Pedagogical documentation, as practised by the Ateliê Carambola school, who wrote one of the essays of the magazine, does not refer here to the registration of a pedagogical process. Or not only, not exactly. It is, in the first place, a documentation that is pedagogical in itself.

Curiously, Jens approached Ane the same week I invited her, saying he wanted to watch again the film they had made together 10 years earlier, and that he would like to make another film with her. I know now that they met and actually finished shooting the new film. For the magazine, she chose another route, which perhaps is not that far from the original invitation: Ane engaged her former teacher Dag Erik Elgin and her student Stacey de Voe as interlocutors, for a process of intergenerational composition of a work and a text.

Inacabamento
My biggest frustration with the limits of translation was, without a doubt, not being able to find a word that does justice to the Portuguese inacabamento. According to William James Packer, who was responsible for copy editing the magazine, “unfinishment” does not exist. “It could be ‘unfinishedness,’ but I find the word slightly clumsy/ugly,” he said.

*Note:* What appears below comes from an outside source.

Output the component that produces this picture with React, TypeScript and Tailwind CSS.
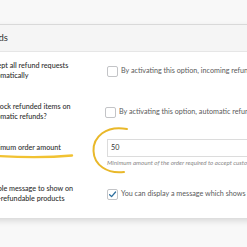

But inacabamento happens not to be pretty, and it is good that it is not. Things that are too pretty, too perfect, too efficient, do not allow other people to enter.

As happens in Paulo Fochi’s educational itineraries, also part of the magazine, “what is common to all the itineraries is that they end with an affirmation of inconclusiveness, which is proper to human beings and to the nature of knowledge, and stresses the circularity and continuity involved in the learning experience.”